すすぎ残しは皮膚トラブルの原因になるため、シャンプー剤が残らないよう十分に洗い流してください。その後はタオルでしっかり水分を拭き取り、ドライヤーで根本から完全に乾かすことが最も重要です。生乾きのまま放置すると、雑菌が繁殖してしまい、かえってニオイや皮膚病の原因になるので注意しましょう。
犬の嗅覚は食欲にも関係がある
少し話は逸れますが、犬にとって「ニオイ」は食欲を刺激する重要な要素です。ドライフードをぬるま湯でふやかすと香りが立ち、食いつきが良くなることがあります。夏バテやシニア期で食欲が落ちた際に試してみる価値のある方法です。
このように、ニオイは犬の生活に密接に関わっています。だからこそ、強すぎる人工的な香りは避け、愛犬が快適に過ごせるニオイ環境を整えてあげることが大切です。
気になる初期症状は獣医師に相談してみる
「いつもと違う、変なニオイがする」「ケアをしてもニオイが改善されない」など、飼い主さんだからこそ気付ける愛犬の変化は、病気のサインかもしれません。

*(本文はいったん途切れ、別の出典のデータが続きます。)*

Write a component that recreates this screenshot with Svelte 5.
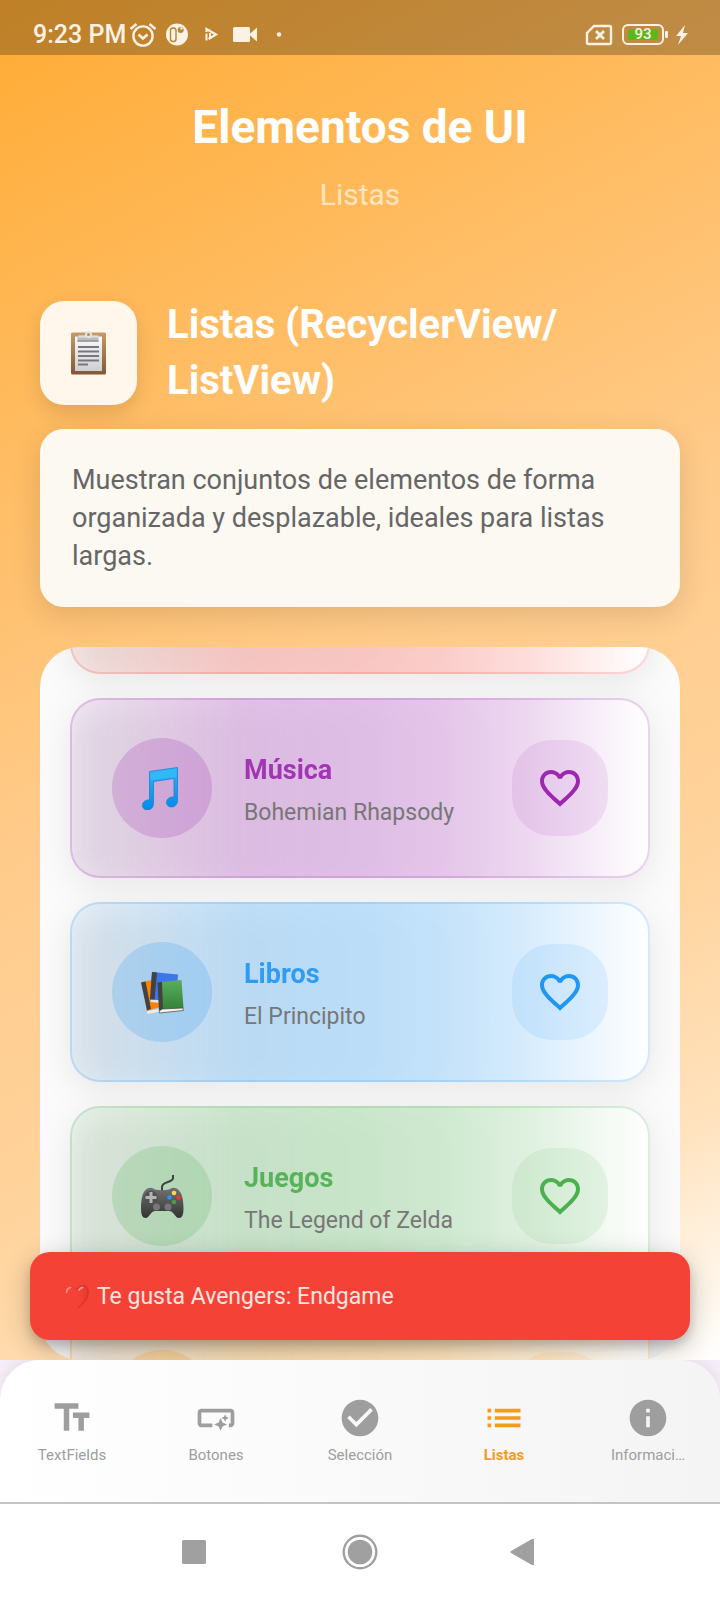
<script>
  const items = [
    { color: '#f44336', art: '', title: '', detail: '' },
    { color: '#9c27b0', art: 'music', title: 'Música', detail: 'Bohemian Rhapsody' },
    { color: '#2196f3', art: 'books', title: 'Libros', detail: 'El Principito' },
    { color: '#4caf50', art: 'game', title: 'Juegos', detail: 'The Legend of Zelda' },
    { color: '#ff9800', art: '', title: '', detail: '' }
  ];

  const tabs = [
    { label: 'TextFields', icon: 'M2.5 4v3h5v12h3V7h5V4h-13zm19 5h-9v3h3v7h3v-7h3V9z' },
    {
      label: 'Botones',
      icon: 'M22 9v6c0 1.1-.9 2-2 2h-1v-2h1V9H4v6h6v2H4c-1.1 0-2-.9-2-2V9c0-1.1.9-2 2-2h16c1.1 0 2 .9 2 2zM14.5 19l1.09-2.41L18 15.5l-2.41-1.09L14.5 12l-1.09 2.41L11 15.5l2.41 1.09L14.5 19zM17 14l.62-1.38L19 12l-1.38-.62L17 10l-.62 1.38L15 12l1.38.62L17 14z'
    },
    {
      label: 'Selección',
      icon: 'M12 2C6.48 2 2 6.48 2 12s4.48 10 10 10 10-4.48 10-10S17.52 2 12 2zm-2 15l-5-5 1.41-1.41L10 14.17l7.59-7.59L19 8l-9 9z'
    },
    {
      label: 'Listas',
      icon: 'M3 13h2v-2H3v2zm0 4h2v-2H3v2zm0-8h2V7H3v2zm4 4h14v-2H7v2zm0 4h14v-2H7v2zM7 7v2h14V7H7z'
    },
    {
      label: 'Informaci…',
      icon: 'M12 2C6.48 2 2 6.48 2 12s4.48 10 10 10 10-4.48 10-10S17.52 2 12 2zm1 15h-2v-6h2v6zm0-8h-2V7h2v2z'
    }
  ];

  let active = $state('Listas');
</script>

<div class="screen">
  <main>
    <div class="status">
      <span class="time">9:23 PM</span>
      <div class="status-icons">
        <svg viewBox="0 0 28 28" fill="none" stroke="#fbf1e4" stroke-width="2.4">
          <circle cx="14" cy="15" r="9.600" />
          <path d="M9.500 13.500l4.500 4 4.500-4" stroke-width="2.600" />
          <path d="M1.500 8l6-5M26.500 8l-6-5" />
        </svg>
        <svg viewBox="0 0 28 28">
          <circle cx="14" cy="13.500" r="11" fill="#fbf1e4" />
          <rect x="7.500" y="7" width="5.500" height="13.500" rx="2.500" fill="none" stroke="#bf8535" stroke-width="1.400" />
          <circle cx="17.700" cy="9" r="3" fill="#bf8535" />
          <circle cx="18.500" cy="7.500" r="1.200" fill="#fbf1e4" />
        </svg>
        <svg viewBox="0 0 28 28" fill="none" stroke="#fbf1e4">
          <path d="M9.500 11V8l9.500 5.500-7.500 4.500" stroke-width="2.200" />
          <path d="M9.500 12.500v7M13 12v6" stroke-width="2" />
        </svg>
        <svg viewBox="0 0 28 28" fill="#fbf1e4">
          <rect x="2" y="6" width="17" height="15" rx="1.500" />
          <path d="M18 13.500l8-7v14z" />
        </svg>
        <svg viewBox="0 0 28 28" fill="#fbf1e4"><circle cx="14" cy="13.500" r="2.200" /></svg>
      </div>
      <div class="status-right">
        <svg class="sim" viewBox="0 0 28 22" fill="none" stroke="#fbf1e4" stroke-width="2.400">
          <path d="M9 2h15.500q1.500 0 1.500 1.500v15q0 1.500-1.500 1.500h-21Q2 20 2 18.500V9z" />
          <path d="M11 7l8 8M19 7l-8 8" stroke-width="2.800" />
        </svg>
        <div class="battery"><span>93</span></div>
        <svg class="bolt" viewBox="0 0 14 20" fill="#fbf1e4"><path d="M10 0L1 11h5L3 20l10-12H8z" /></svg>
      </div>
    </div>

    <header>
      <h1>Elementos de UI</h1>
      <p>Listas</p>
    </header>

    <div class="content">
      <section class="intro">
        <div class="badge">
          <svg viewBox="0 0 44 44">
            <defs>
              <linearGradient id="wood" x1="0" y1="0" x2="0" y2="1">
                <stop offset="0" stop-color="#c79a66" /><stop offset="1" stop-color="#80583a" />
              </linearGradient>
              <linearGradient id="paper" x1="0" y1="0" x2="0" y2="1">
                <stop offset="0" stop-color="#fafafa" /><stop offset="1" stop-color="#cfcfcf" />
              </linearGradient>
            </defs>
            <rect x="4" y="1.500" width="35" height="42" rx="1.500" fill="url(#wood)" />
            <rect x="8" y="5.500" width="27" height="34.500" fill="url(#paper)" />
            <path d="M10.500 10.500V6q0-1.500 2-1.500h5q1-3.500 4-3.500t4 3.500h4q2 0 2 1.500v4.500z" fill="#bdbdbd" />
            <path d="M11.500 5.500h20" stroke="#e0e0e0" stroke-width="2" />
            <path d="M10.500 10h21" stroke="#929292" stroke-width="1.500" />
            <circle cx="21.500" cy="3.500" r="2.500" fill="#b58d63" stroke="#e4e4e4" stroke-width="2" />
            <path d="M11 16h21M11 20.500h21M11 25h21M11 29.500h21M11 33.500h10" stroke="#77777b" stroke-width="1.800" />
          </svg>
        </div>
        <h2>Listas (RecyclerView/<wbr />ListView)</h2>
      </section>

      <p class="description">
        Muestran conjuntos de elementos de forma organizada y desplazable, ideales para listas largas.
      </p>

      <div class="panel">
        <ul>
          {#each items as item}
            <li style="--tone: {item.color}">
              <div class="card">
                <div class="avatar">
                  {#if item.art === 'music'}
                    <svg viewBox="0 0 44 44">
                      <defs>
                        <linearGradient id="note" x1="0" y1="0" x2="0" y2="1">
                          <stop offset="0" stop-color="#2fb6fa" /><stop offset="1" stop-color="#0588e6" />
                        </linearGradient>
                      </defs>
                      <path d="M9.500 5.500L37.500 1.500V34.500c0 4-3 6.500-6 6.500s-5-2-5-4.500c0-3.500 3.500-6 7.500-5.500V12.500l-20.500 3V37.500c0 4-3 6.500-6 6.500s-5-2-5-4.500c0-3.500 3-6 7-5.500z" fill="url(#note)" stroke="#1684cd" stroke-width=".8" />
                      <path d="M10.500 6.500L36.500 2.800v8L10.500 14.500z" fill="#32b8f8" />
                    </svg>
                  {:else if item.art === 'books'}
                    <svg viewBox="0 0 44 44">
                      <defs>
                        <linearGradient id="cover" x1="0" y1="0" x2="0" y2="1">
                          <stop offset="0" stop-color="#5bae5e" /><stop offset="1" stop-color="#2f7f35" />
                        </linearGradient>
                      </defs>
                      <path d="M2 12l10-2 8 27-13 4z" fill="#ff8200" />
                      <path d="M1 12.500l4.500-1L11 39l-4 1.500z" fill="#424242" />
                      <path d="M7 41l13-2v2.500L7.500 44z" fill="#f2ede3" />
                      <path d="M12 2l26 2.500-2 28-26-2z" fill="#3d76ea" />
                      <path d="M12 2l5 .5-2.500 28L10 30z" fill="#424242" />
                      <path d="M10.500 29.500l10 .8v2.700l-10-1z" fill="#e5e5e5" />
                      <path d="M21 12l20.500-2L43.500 38l-23 3.500z" fill="url(#cover)" />
                      <path d="M17.500 12.500l4.500-.5 1 27-4 2.500z" fill="#424242" />
                      <path d="M19 41l3.500-2 20.500-1 .3 2.500L19.500 43z" fill="#f5f2eb" stroke="#3d4a36" stroke-width=".7" />
                    </svg>
                  {:else if item.art === 'game'}
                    <svg viewBox="0 0 44 44">
                      <defs>
                        <linearGradient id="pad" x1="0" y1="0" x2="0" y2="1">
                          <stop offset="0" stop-color="#727272" /><stop offset="1" stop-color="#333" />
                        </linearGradient>
                      </defs>
                      <path d="M22 17v-4c0-6 11-4 11-9V1" fill="none" stroke="#404040" stroke-width="2" />
                      <path d="M9 14q3-.8 6 1.500 7 1.500 14 0 3-2.300 6-1.500c6 1.500 8.500 9 8.500 21q0 9-4.500 9c-4 0-5-7-10-7H15.500c-5 0-6 7-10 7Q1 44 1 35C1 23 3 15.500 9 14z" fill="url(#pad)" />
                      <circle cx="11" cy="23.500" r="6.800" fill="#515151" />
                      <path d="M11 18v11M5.500 23.500h11" stroke="#b5b5b5" stroke-width="3" />
                      <circle cx="16.500" cy="33" r="3.500" fill="#777" />
                      <circle cx="28" cy="33" r="3.500" fill="#777" />
                      <circle cx="34" cy="19" r="2.300" fill="#ffd54f" />
                      <circle cx="29.500" cy="23.500" r="2.300" fill="#2196f3" />
                      <circle cx="38.500" cy="23.500" r="2.300" fill="#e53935" />
                      <circle cx="34" cy="28" r="2.300" fill="#43a047" />
                    </svg>
                  {/if}
                </div>
                <div class="texts">
                  {#if item.title}
                    <h3>{item.title}</h3>
                    <p>{item.detail}</p>
                  {/if}
                </div>
                <button class="like" type="button" aria-label="Me gusta {item.title}">
                  <svg viewBox="0 0 24 24">
                    <path d="M16.500 3c-1.740 0-3.410.810-4.500 2.090C10.910 3.810 9.240 3 7.500 3 4.420 3 2 5.420 2 8.500c0 3.780 3.400 6.860 8.550 11.540L12 21.350l1.450-1.320C18.600 15.360 22 12.280 22 8.500 22 5.420 19.580 3 16.500 3zm-4.400 15.550l-.1.100-.1-.1C7.140 14.240 4 11.390 4 8.500 4 6.500 5.500 5 7.500 5c1.540 0 3.040.990 3.570 2.360h1.870C13.460 5.990 14.960 5 16.500 5c2 0 3.500 1.500 3.500 3.500 0 2.890-3.140 5.740-7.900 10.050z" />
                  </svg>
                </button>
              </div>
            </li>
          {/each}
        </ul>
      </div>
    </div>

    <div class="snackbar" role="status">
      <svg viewBox="0 0 26 26">
        <defs>
          <linearGradient id="love" x1="0" y1="0" x2="1" y2="0">
            <stop offset="0.600" stop-color="#f44336" /><stop offset="1" stop-color="#e23a32" />
          </linearGradient>
        </defs>
        <path d="M13 25C5 19 1 14 1 8c0-7 9-9 12-2 3-7 12-5 12 2 0 6-4 11-12 17z" fill="url(#love)" />
        <path d="M13 6c3-7 11-5 11 2 0 6-3 10-10 16" fill="none" stroke="#d5342e" stroke-width="1.300" />
        <path d="M1.500 8c0-6 7-8 11-2.500" fill="none" stroke="#dd3a31" stroke-width="1" />
        <path d="M2.500 8q.5-4 4-4.500M15 6q1.500-2.500 3.500-2.500" fill="none" stroke="#ff8a75" stroke-width="2" stroke-linecap="round" />
      </svg>
      <span>Te gusta Avengers: Endgame</span>
    </div>
  </main>

  <div class="tabbar">
    <nav>
      {#each tabs as tab}
        <button type="button" class:active={active === tab.label} onclick={() => (active = tab.label)}>
          <svg viewBox="0 0 24 24"><path d={tab.icon} /></svg>
          <span>{tab.label}</span>
        </button>
      {/each}
    </nav>
  </div>

  <div class="system">
    <button type="button" aria-label="Recientes">
      <svg viewBox="0 0 36 36"><rect x="6" y="6" width="24" height="24" rx="1.500" /></svg>
    </button>
    <button type="button" aria-label="Inicio">
      <svg viewBox="0 0 36 36">
        <circle cx="18" cy="18" r="16.300" fill="none" stroke="#a0a0a0" stroke-width="2.400" />
        <circle cx="18" cy="18" r="12.300" />
      </svg>
    </button>
    <button type="button" aria-label="Atrás">
      <svg viewBox="0 0 36 36"><path d="M3 17L24 5q2-.8 2 1v24q0 1.800-2 1L3 19q-1.500-1 0-2z" /></svg>
    </button>
  </div>
</div>

<style>
  :global(body) {
    margin: 0;
  }
  .screen {
    display: flex;
    flex-direction: column;
    height: 100vh;
    font-family: Roboto, 'Liberation Sans', sans-serif;
    background: #fff;
  }
  h1,
  h2,
  h3,
  p,
  ul {
    margin: 0;
    padding: 0;
  }
  button {
    border: 0;
    padding: 0;
    background: none;
    font: inherit;
    cursor: pointer;
  }
  svg {
    display: block;
    flex: none;
  }
  main {
    flex: 1;
    min-height: 0;
    display: flex;
    flex-direction: column;
    position: relative;
    background: linear-gradient(152deg, #ffab33 0%, #ffbd65 28%, #ffcb8b 49%, #ffd39c 70%, #ffe1bb 85%, #fff 100%);
  }
  .status {
    box-sizing: border-box;
    height: 55px;
    padding: 14px 31px 0 33px;
    display: flex;
    align-items: center;
    background: rgba(0, 0, 0, 0.25);
    color: #fbf1e4;
  }
  .time {
    font-size: 25px;
    font-weight: 500;
    line-height: 28px;
  }
  .status-icons {
    display: flex;
    gap: 6px;
    margin-left: 3px;
  }
  .status-icons svg {
    width: 28px;
    height: 28px;
  }
  .status-right {
    display: flex;
    align-items: center;
    gap: 9px;
    margin-left: auto;
  }
  .sim {
    width: 28px;
    height: 22px;
  }
  .battery {
    position: relative;
    box-sizing: border-box;
    width: 42px;
    height: 21px;
    padding: 3px 4px;
    margin-right: 2px;
    border: 2px solid #fbf1e4;
    border-radius: 6px;
  }
  .battery span {
    display: block;
    background: #5cb81a;
    border-radius: 2px;
    font-size: 15px;
    font-weight: 500;
    line-height: 11px;
    text-align: center;
  }
  .battery::after {
    content: '';
    position: absolute;
    right: -6px;
    top: 5px;
    width: 3px;
    height: 7px;
    border-radius: 1px;
    background: #fbf1e4;
  }
  .bolt {
    width: 14px;
    height: 20px;
  }
  header {
    padding-top: 44px;
    text-align: center;
    color: #fff;
  }
  h1 {
    font-size: 46px;
    line-height: 56px;
    font-weight: 700;
  }
  header p {
    margin-top: 20px;
    font-size: 30px;
    line-height: 40px;
    color: #ffe4bf;
  }
  .content {
    flex: 1;
    min-height: 0;
    display: flex;
    flex-direction: column;
    padding: 82px 40px 0;
  }
  .intro {
    display: flex;
    align-items: center;
    gap: 30px;
  }
  .badge {
    display: flex;
    align-items: center;
    justify-content: center;
    width: 97px;
    height: 104px;
    border-radius: 24px;
    background: #fff6ec;
    box-shadow: 0 8px 20px rgba(0, 0, 0, 0.12);
  }
  .badge svg,
  .avatar svg {
    width: 44px;
    height: 44px;
  }
  h2 {
    flex: 1;
    font-size: 40px;
    line-height: 56px;
    font-weight: 700;
    color: #fff;
  }
  .description {
    margin-top: 20px;
    padding: 32px;
    border-radius: 24px;
    background: #fcf8f2;
    box-shadow:
      0 8px 30px rgba(0, 0, 0, 0.12),
      inset 0 0 24px #fffaf0;
    font-size: 27px;
    line-height: 38px;
    color: #666;
  }
  .panel {
    flex: 1;
    min-height: 0;
    margin-top: 40px;
    overflow: hidden;
    border-radius: 40px;
    background: #fbfbfb;
  }
  ul {
    list-style: none;
    display: flex;
    flex-direction: column;
    gap: 24px;
    padding: 0 30px;
    margin-top: -153px;
  }
  li {
    position: relative;
    isolation: isolate;
    flex: none;
  }
  li::before {
    content: '';
    position: absolute;
    z-index: -1;
    inset: 8px 0 -8px;
    border-radius: 30px;
    background: rgba(0, 0, 0, 0.08);
    filter: blur(16px);
  }
  .card {
    box-sizing: border-box;
    height: 180px;
    display: flex;
    align-items: center;
    gap: 32px;
    padding: 0 40px;
    border: 2px solid color-mix(in srgb, var(--tone) 20%, transparent);
    border-radius: 30px;
    background: linear-gradient(
      90deg,
      color-mix(in srgb, var(--tone) 8%, transparent),
      color-mix(in srgb, color-mix(in srgb, var(--tone) 42%, white) 65%, transparent) 30%,
      color-mix(in srgb, color-mix(in srgb, var(--tone) 35%, white) 82%, transparent) 50%,
      color-mix(in srgb, color-mix(in srgb, var(--tone) 28%, white) 92%, transparent) 65%,
      color-mix(in srgb, var(--tone) 18%, white) 79%,
      white
    );
    background-origin: border-box;
  }
  .avatar {
    display: flex;
    align-items: center;
    justify-content: center;
    width: 100px;
    height: 100px;
    border-radius: 50%;
    background: color-mix(in srgb, var(--tone) 20%, transparent);
  }
  .texts {
    flex: 1;
    min-width: 0;
  }
  h3 {
    font-size: 27px;
    line-height: 38px;
    font-weight: 700;
    color: var(--tone);
    opacity: 0.9;
  }
  .texts p {
    margin-top: 12px;
    font-size: 23px;
    line-height: 24px;
    color: #777;
  }
  .like {
    display: flex;
    align-items: center;
    justify-content: center;
    width: 96px;
    height: 96px;
    border-radius: 40px;
    background: color-mix(in srgb, var(--tone) 10%, transparent);
  }
  .like svg {
    width: 48px;
    height: 48px;
    fill: var(--tone);
  }
  .snackbar {
    position: absolute;
    left: 30px;
    right: 30px;
    bottom: 20px;
    box-sizing: border-box;
    height: 88px;
    padding: 2px 34px 0;
    display: flex;
    align-items: center;
    gap: 7px;
    border-radius: 20px;
    background: #f44336;
    box-shadow:
      0 6px 10px rgba(0, 0, 0, 0.14),
      0 8px 28px rgba(0, 0, 0, 0.24);
    font-size: 23px;
    line-height: 30px;
    color: #fde4e1;
  }
  .snackbar svg {
    width: 26px;
    height: 26px;
  }
  .tabbar {
    position: relative;
    background: #f8f1fa;
    border-bottom: 2px solid #c5c1cd;
    overflow: hidden;
  }
  nav {
    display: grid;
    grid-template-columns: repeat(5, 1fr);
    padding: 36px 0;
    border-radius: 40px 40px 0 0;
    background: linear-gradient(90deg, #fff, #f4f4f4);
    box-shadow: 0 -4px 20px rgba(60, 20, 80, 0.1);
  }
  nav button {
    display: flex;
    flex-direction: column;
    align-items: center;
    gap: 4px;
    color: #9e9e9e;
    font-size: 15px;
    line-height: 22px;
  }
  nav svg {
    width: 44px;
    height: 44px;
    fill: currentColor;
  }
  nav .active {
    color: #f59b1c;
    font-weight: 700;
  }
  .system {
    height: 96px;
    display: flex;
    align-items: center;
    justify-content: center;
    gap: 130px;
  }
  .system svg {
    width: 36px;
    height: 36px;
    fill: #a0a0a0;
  }
</style>
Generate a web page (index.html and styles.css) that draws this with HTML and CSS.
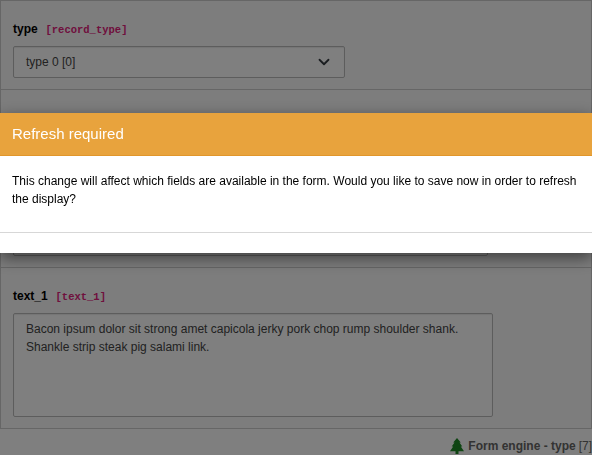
FILE: index.html
```
<!DOCTYPE html>
<html lang="en">
<head>
<meta charset="utf-8">
<title>Form engine - type</title>
<link rel="stylesheet" href="styles.css">
</head>
<body>
<main class="form">
  <section class="field field-type">
    <div class="label">type <code>[record_type]</code></div>
    <div class="control select">
      <span>type 0 [0]</span>
      <svg class="chevron" viewBox="0 0 16 16" width="12" height="12"><path d="M2 5l6 6 6-6" fill="none" stroke="#343a40" stroke-width="2.4" stroke-linecap="round" stroke-linejoin="round"/></svg>
    </div>
  </section>
  <section class="field field-input">
    <div class="control input"></div>
  </section>
  <section class="field field-text">
    <div class="label">text_1 <code>[text_1]</code></div>
    <div class="control textarea">Bacon ipsum dolor sit strong amet capicola jerky pork chop rump shoulder shank.<br>Shankle strip steak pig salami link.</div>
  </section>
</main>
<footer class="record">
  <svg viewBox="0 0 16 16" width="16" height="16"><path fill="#1f8a26" d="M8 0l3.800 4.500h-1.300L13.300 8.500h-1.500L15 13.300H9.500V16h-3v-2.700H1l3.200-4.800H2.700L5.500 4.500H4.200z"/></svg>
  <strong>Form engine - type</strong><span>[7]</span>
</footer>
<div class="backdrop"></div>
<div class="modal" role="dialog">
  <div class="modal-header">Refresh required</div>
  <div class="modal-body">This change will affect which fields are available in the form. Would you like to save now in order to refresh the display?</div>
  <div class="modal-footer"></div>
</div>
</body>
</html>
```
FILE: styles.css
```
* { box-sizing: border-box; }
html, body { height: 100%; }
body {
  margin: 0;
  overflow: hidden;
  background: #fff;
  color: #000;
  font: 12px/18px "Liberation Sans", Arial, sans-serif;
}
.form {
  border: 1px solid #ccc;
  border-bottom: 0;
  background: #fafafa;
}
.field {
  border-bottom: 1px solid #ccc;
  padding: 0 12px;
}
.field-type { height: 89px; padding-top: 19px; }
.field-input {
  height: 178px;
  display: flex;
  flex-direction: column;
  justify-content: flex-end;
  padding-bottom: 11px;
}
.field-text { height: 161px; padding-top: 19px; }
.label {
  height: 26px;
  font-weight: bold;
}
code {
  margin-left: 4.5px;
  color: #e0217a;
  font: bold 10.5px "Liberation Mono", monospace;
}
.control {
  border: 1px solid #bbb;
  border-radius: 2px;
  background: #fefefe;
  color: #444;
  padding: 6px 12px;
  box-shadow: inset 0 1px 1px rgba(0, 0, 0, .075);
}
.select {
  display: flex;
  align-items: center;
  justify-content: space-between;
  width: 332px;
  height: 32px;
}
.chevron { margin-right: 2px; }
.input { width: 475px; height: 32px; }
.textarea { width: 480px; height: 104px; }
.record {
  display: flex;
  justify-content: flex-end;
  align-items: center;
  height: 18px;
  margin-top: 8px;
  color: #666;
}
.record svg { margin-right: 3px; }
.record strong { margin-right: 3px; }
.backdrop {
  position: fixed;
  inset: 0;
  background: rgba(0, 0, 0, .5);
}
.modal {
  position: fixed;
  top: 113px;
  left: 0;
  right: 0;
  background: #fff;
  box-shadow: 0 5px 15px rgba(0, 0, 0, .5);
}
.modal-header {
  height: 43px;
  padding: 12px;
  border-bottom: 1px solid #e1962b;
  background: #e8a33d;
  color: #fff;
  font-size: 15px;
}
.modal-body {
  height: 76px;
  padding: 16px 12px;
}
.modal-footer {
  height: 21px;
  border-top: 1px solid #d7d7d7;
}
```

例えば、甘酸っぱい口臭は糖尿病、アンモニアのような口臭は腎臓病の可能性も考えられます。自己判断で様子を見たりせず、少しでも不安に感じたら、できればニオイや様子の変化がわかる動画などを撮って、かかりつけの獣医師に相談しましょう。
ニオイ対策をして快適なペットライフを
子犬のニオイが気になる場合、まずはその原因がどこにあるのかを突き止めることが解決への第一歩です。
原因に合わせた日々の正しいケアを続けることで、多くのニオイは改善できます。
また、愛犬のケアと同時に、お部屋の掃除や換気も忘れずに行いましょう。嗅覚が鋭い犬にとって、清潔で安心できる環境は、心身の健康やストレス軽減に繋がります。
適切なニオイ対策を実践し、愛犬も飼い主さんも、共に笑顔で過ごせる快適なペットライフを送ってくださいね。